(Data shown):

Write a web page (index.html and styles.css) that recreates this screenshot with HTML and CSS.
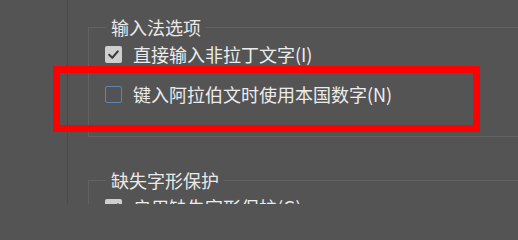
FILE: index.html
```html
<!DOCTYPE html>
<html lang="zh-CN">
<head>
<meta charset="utf-8">
<title>文字选项</title>
<link rel="stylesheet" href="styles.css">
</head>
<body>
<div class="layout">
  <div class="side"></div>
  <div class="main">
    <fieldset class="group group-first">
      <legend class="title">输入法选项</legend>
      <div class="rows">
        <label class="row">
          <span class="box checked"><svg viewBox="0 0 17 17" width="17" height="17"><path d="M4.2 8.8 L7.3 11.8 L12.8 5.4" fill="none" stroke="#3c3c3c" stroke-width="2.1" stroke-linecap="round" stroke-linejoin="round"/></svg></span>
          <span class="text">直接输入非拉丁文字(I)</span>
        </label>
        <label class="row">
          <span class="box empty"></span>
          <span class="text">键入阿拉伯文时使用本国数字(N)</span>
        </label>
      </div>
    </fieldset>
    <fieldset class="group group-second">
      <legend class="title">缺失字形保护</legend>
      <div class="rows">
        <label class="row">
          <span class="box checked"><svg viewBox="0 0 17 17" width="17" height="17"><path d="M4.2 8.8 L7.3 11.8 L12.8 5.4" fill="none" stroke="#3c3c3c" stroke-width="2.1" stroke-linecap="round" stroke-linejoin="round"/></svg></span>
          <span class="text">启用缺失字形保护(G)</span>
        </label>
      </div>
    </fieldset>
  </div>
</div>
<div class="highlight"></div>
</body>
</html>
```

FILE: styles.css
```css
html, body {
  margin: 0;
  padding: 0;
  width: 518px;
  height: 204px;
  overflow: hidden;
}
body {
  position: relative;
  background: #545454;
  color: #ececec;
  font-family: "Noto Sans CJK SC", "Noto Sans", sans-serif;
  font-size: 18px;
}
.layout {
  display: flex;
  height: 204px;
  overflow: hidden;
}
.side {
  width: 67px;
  flex: none;
  border-right: 1px solid #4a4a4a;
}
.main {
  flex: 1;
  min-width: 0;
  padding-left: 20px;
  overflow: hidden;
}
.group {
  width: 100%;
  min-width: 0;
  margin: 0;
  border: 1px solid #626262;
  border-right-width: 0;
  padding: 0 0 0 16px;
  box-sizing: border-box;
}
.group-first {
  margin-top: 15px;
  padding-bottom: 27px;
}
.group-second {
  margin-top: 31px;
}
.title {
  margin-left: 1px;
  padding: 0 5px;
  line-height: 24px;
  height: 24px;
  color: #e9e9e9;
}
.rows {
  display: flex;
  flex-direction: column;
  gap: 10px;
}
.row {
  display: flex;
  align-items: center;
  gap: 11px;
  height: 30px;
}
.box {
  width: 17px;
  height: 17px;
  box-sizing: border-box;
  border-radius: 2px;
  flex: none;
  display: block;
}
.box svg {
  display: block;
}
.checked {
  background: #cfcfcf;
}
.empty {
  border: 1.5px solid #5d86b6;
  background: #535353;
}
.text {
  line-height: 24px;
  white-space: nowrap;
}
.highlight {
  position: absolute;
  left: 53px;
  top: 66px;
  width: 427px;
  height: 66px;
  box-sizing: border-box;
  border: 7px solid #ff0000;
}
```
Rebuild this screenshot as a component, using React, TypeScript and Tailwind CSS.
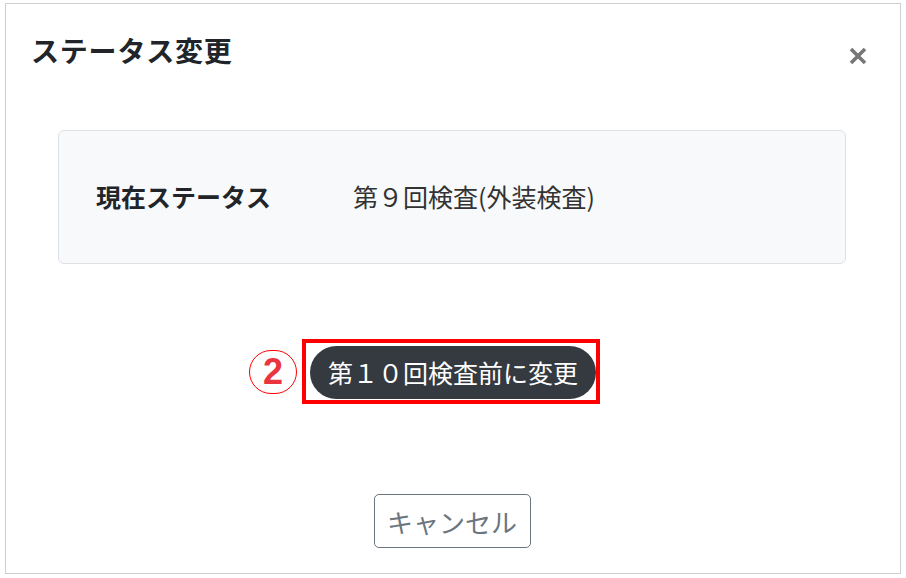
export default function App() {
  return (
    <div className="w-[906px] h-[578px] bg-white pt-[3px] pl-[5px]" style={{ fontFamily: '"Noto Sans CJK JP", "Noto Sans", sans-serif' }}>
      <div className="w-[896px] h-[571px] border border-[#cfcfcf] flex flex-col">
        <div className="flex justify-between items-start pl-[25px] pr-[32px] pt-[26px]">
          <h2 className="text-[28px] leading-[40px] font-bold text-[#212529] tracking-[0.8px]">ステータス変更</h2>
          <button className="mt-[17px]">
            <svg width="20" height="18" viewBox="0 0 20 18">
              <path d="M3 2 L17 16 M17 2 L3 16" stroke="#777" strokeWidth="3.6" strokeLinecap="butt" />
            </svg>
          </button>
        </div>

        <div className="ml-[52px] mr-[54px] mt-[60px] h-[134px] bg-[#f8f9fa] border border-[#dee2e6] rounded-[6px] flex items-center pl-[37px]">
          <span className="w-[257px] text-[25px] font-bold text-[#212529]">現在ステータス</span>
          <span className="text-[25px] text-[#333]">第９回検査(外装検査)</span>
        </div>

        <div className="flex justify-center mt-[75px] pr-[4px]">
          <div className="relative border-[4px] border-[#ff0000] pl-[4px] pt-[3px] pb-[1px]">
            <div className="absolute right-full mr-[9px] top-1/2 -translate-y-1/2 w-[48px] h-[44px] rounded-full border-[1.5px] border-[#ff0000] flex items-center justify-center">
              <span className="text-[36px] font-bold text-[#ea3440] leading-none" style={{ fontFamily: '"Liberation Sans", sans-serif' }}>2</span>
            </div>
            <button className="w-[286px] h-[53px] rounded-full bg-[#343a40] text-white text-[25px] leading-none">
              第１０回検査前に変更
            </button>
          </div>
        </div>

        <div className="flex justify-center mt-[90px] pr-[2px]">
          <button className="w-[157px] h-[54px] border border-[#6c757d] rounded-[5px] text-[#6c757d] text-[26px]">
            キャンセル
          </button>
        </div>
      </div>
    </div>
  )
}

(Exercise description):
Pictures are excluded; repeat every record exactly.

(Written solution):
Write a web page (index.html and styles.css) that recreates this screenshot with HTML and CSS.
FILE: index.html
```html
<!DOCTYPE html>
<html lang="zh-CN">
<head>
<meta charset="utf-8">
<title>文字选项</title>
<link rel="stylesheet" href="styles.css">
</head>
<body>
<div class="layout">
  <div class="side"></div>
  <div class="main">
    <fieldset class="group group-first">
      <legend class="title">输入法选项</legend>
      <div class="rows">
        <label class="row">
          <span class="box checked"><svg viewBox="0 0 17 17" width="17" height="17"><path d="M4.2 8.8 L7.3 11.8 L12.8 5.4" fill="none" stroke="#3c3c3c" stroke-width="2.1" stroke-linecap="round" stroke-linejoin="round"/></svg></span>
          <span class="text">直接输入非拉丁文字(I)</span>
        </label>
        <label class="row">
          <span class="box empty"></span>
          <span class="text">键入阿拉伯文时使用本国数字(N)</span>
        </label>
      </div>
    </fieldset>
    <fieldset class="group group-second">
      <legend class="title">缺失字形保护</legend>
      <div class="rows">
        <label class="row">
          <span class="box checked"><svg viewBox="0 0 17 17" width="17" height="17"><path d="M4.2 8.8 L7.3 11.8 L12.8 5.4" fill="none" stroke="#3c3c3c" stroke-width="2.1" stroke-linecap="round" stroke-linejoin="round"/></svg></span>
          <span class="text">启用缺失字形保护(G)</span>
        </label>
      </div>
    </fieldset>
  </div>
</div>
<div class="highlight"></div>
</body>
</html>
```

FILE: styles.css
```css
html, body {
  margin: 0;
  padding: 0;
  width: 518px;
  height: 204px;
  overflow: hidden;
}
body {
  position: relative;
  background: #545454;
  color: #ececec;
  font-family: "Noto Sans CJK SC", "Noto Sans", sans-serif;
  font-size: 18px;
}
.layout {
  display: flex;
  height: 204px;
  overflow: hidden;
}
.side {
  width: 67px;
  flex: none;
  border-right: 1px solid #4a4a4a;
}
.main {
  flex: 1;
  min-width: 0;
  padding-left: 20px;
  overflow: hidden;
}
.group {
  width: 100%;
  min-width: 0;
  margin: 0;
  border: 1px solid #626262;
  border-right-width: 0;
  padding: 0 0 0 16px;
  box-sizing: border-box;
}
.group-first {
  margin-top: 15px;
  padding-bottom: 27px;
}
.group-second {
  margin-top: 31px;
}
.title {
  margin-left: 1px;
  padding: 0 5px;
  line-height: 24px;
  height: 24px;
  color: #e9e9e9;
}
.rows {
  display: flex;
  flex-direction: column;
  gap: 10px;
}
.row {
  display: flex;
  align-items: center;
  gap: 11px;
  height: 30px;
}
.box {
  width: 17px;
  height: 17px;
  box-sizing: border-box;
  border-radius: 2px;
  flex: none;
  display: block;
}
.box svg {
  display: block;
}
.checked {
  background: #cfcfcf;
}
.empty {
  border: 1.5px solid #5d86b6;
  background: #535353;
}
.text {
  line-height: 24px;
  white-space: nowrap;
}
.highlight {
  position: absolute;
  left: 53px;
  top: 66px;
  width: 427px;
  height: 66px;
  box-sizing: border-box;
  border: 7px solid #ff0000;
}
```
Rebuild this screenshot as a component, using React, TypeScript and Tailwind CSS.
export default function App() {
  return (
    <div className="w-[906px] h-[578px] bg-white pt-[3px] pl-[5px]" style={{ fontFamily: '"Noto Sans CJK JP", "Noto Sans", sans-serif' }}>
      <div className="w-[896px] h-[571px] border border-[#cfcfcf] flex flex-col">
        <div className="flex justify-between items-start pl-[25px] pr-[32px] pt-[26px]">
          <h2 className="text-[28px] leading-[40px] font-bold text-[#212529] tracking-[0.8px]">ステータス変更</h2>
          <button className="mt-[17px]">
            <svg width="20" height="18" viewBox="0 0 20 18">
              <path d="M3 2 L17 16 M17 2 L3 16" stroke="#777" strokeWidth="3.6" strokeLinecap="butt" />
            </svg>
          </button>
        </div>

        <div className="ml-[52px] mr-[54px] mt-[60px] h-[134px] bg-[#f8f9fa] border border-[#dee2e6] rounded-[6px] flex items-center pl-[37px]">
          <span className="w-[257px] text-[25px] font-bold text-[#212529]">現在ステータス</span>
          <span className="text-[25px] text-[#333]">第９回検査(外装検査)</span>
        </div>

        <div className="flex justify-center mt-[75px] pr-[4px]">
          <div className="relative border-[4px] border-[#ff0000] pl-[4px] pt-[3px] pb-[1px]">
            <div className="absolute right-full mr-[9px] top-1/2 -translate-y-1/2 w-[48px] h-[44px] rounded-full border-[1.5px] border-[#ff0000] flex items-center justify-center">
              <span className="text-[36px] font-bold text-[#ea3440] leading-none" style={{ fontFamily: '"Liberation Sans", sans-serif' }}>2</span>
            </div>
            <button className="w-[286px] h-[53px] rounded-full bg-[#343a40] text-white text-[25px] leading-none">
              第１０回検査前に変更
            </button>
          </div>
        </div>

        <div className="flex justify-center mt-[90px] pr-[2px]">
          <button className="w-[157px] h-[54px] border border-[#6c757d] rounded-[5px] text-[#6c757d] text-[26px]">
            キャンセル
          </button>
        </div>
      </div>
    </div>
  )
}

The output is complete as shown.